Vivek Panyam is an engineer with Uber, and he previously interned at Google and Facebook. In a popular blog post about load balancing at scale, he described how a large company scales up a popular service. The methods for scaling up load balancing are simple, but effective–and they help to illustrate how load balancing works at different layers of the networking stack.
Let’s say you have a simple service where a user makes a request, and your service sends them a response with a cat picture. Your service starts to get popular, and begins timing out and failing to send a response to users.

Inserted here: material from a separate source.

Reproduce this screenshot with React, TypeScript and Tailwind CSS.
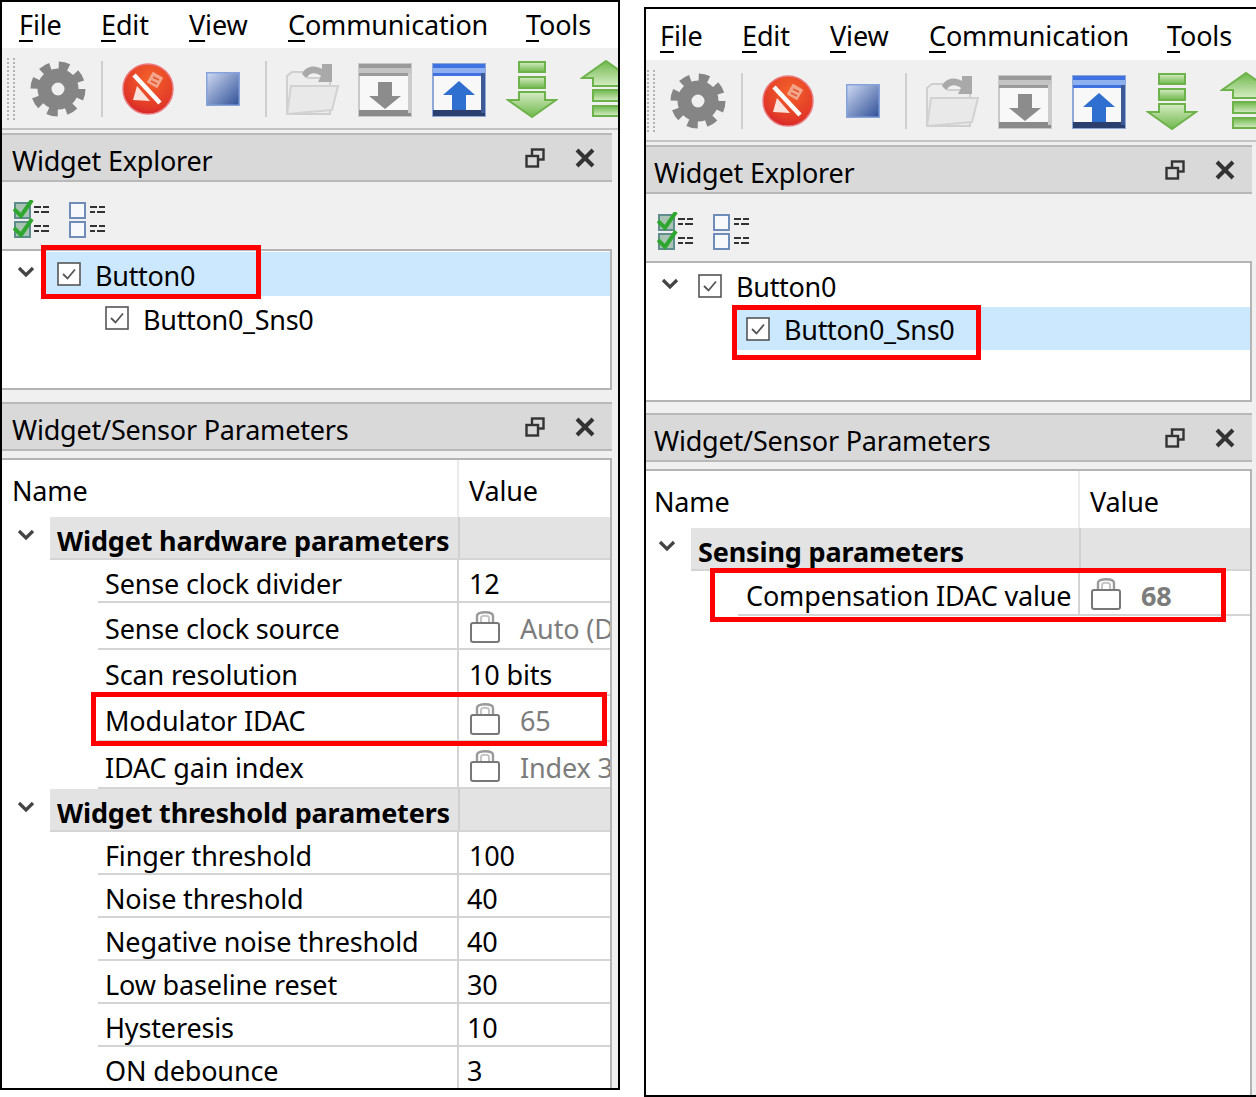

When your service starts to get overwhelmed, you can scale up load by creating another service instance that is a copy of your cat picture service. Now you have two service instances, and you can use a layer 7 load balancer to route traffic evenly between those two service instances. You can keep adding service instances as the load scales and have the load distributed among those new instances.
Eventually, your L7 load balancer is handling so much traffic itself that you can’t put any more service instances in front of it. So you have to set up another L7 load balancer, and put an L4 load balancer in front of those L7 load balancers. You can scale up that tier of L7 load balancers, each of which is balancing traffic across a set of your service instances. But eventually, even your L4 load balancer gets overwhelmed with requests for cat pictures. You have to set up another tier, this time with L3 load balancing…
In this episode, Vivek gives a clear description for how load balancing works. We also review the 7 networking layers before discussing why there are different types of load balancers associated with the different networking layers.